Ne deriva che le “rationes decidendi” sono: infondatezza della pretesa per pubblicazione del solo contenuto degli atti; tardività della domanda quanto alla pubblicazione degli stralci e, in ogni caso, sua infondatezza per la limitata estensione della frase coinvolta.

L’ultima “ratio decidendi” mostra, peraltro, come la corte territoriale, pur affermando la plurioffensività del reato ex art. 684 c.p. e la sua insussistenza per la limitata estensione della frase coinvolta, deve ritenersi abbia implicitamente valutato la mancanza della lesione alla riservatezza del C.. Ciò facendo proprio perchè ha scrutinato gli effetti della pubblicazione dello stralcio anche alla luce del bene giuridico della riservatezza, assunto come protetto dalla norma.

Ma, in via assorbente, va osservato che il ricorrente, come pure osservato dagli intimati nelle loro difese, non ha impugnato la ritenuta tardività della precisazione della domanda quanto allo stralcio testuale, e non ha indicato, in chiave di autosufficienza, a quale atto del procedimento penale si debba riferire tale pubblicazione, non specificando, infine e appunto, quando la verifica di tale conformità sia stata devoluta al contraddittorio spiegato nelle fasi di merito.

Dal che deriva l’inammissibilità dei due motivi.

2.1. Quanto sopra assorbe, logicamente, il ricorso incidentale condizionato.

2.2. L’ultimo motivo di ricorso è infine manifestamente inammissibile essendo rivolto alla sentenza di primo grado.

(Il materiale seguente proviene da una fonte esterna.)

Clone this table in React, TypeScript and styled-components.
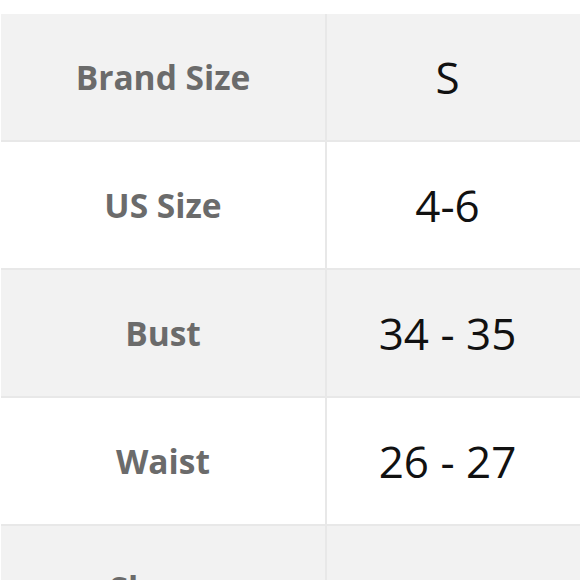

3. Spese secondo soccombenza.

PQM

 

La Corte dichiara inammissibile il ricorso, e condanna la parte ricorrente alla rifusione delle spese processuali dei resistenti liquidate in Euro 7.500,00, oltre a Euro 200,00 per esborsi, oltre al 15% per spese generali, oltre accessori di legge.

Ai sensi del D.P.R. n. 115 del 2002, art. 13, comma 1-quater, la Corte dà atto della sussistenza dei presupposti per il versamento, da parte ricorrente, dell’ulteriore importo a titolo di contributo unificato, pari a quello dovuto per il ricorso.

Motivazione redatta con la collaborazione dell’assistente di studio Dott. P.P..

Il collegio ha stabilito che la motivazione sia semplificata.

Così deciso in Roma, il 15 giugno 2017.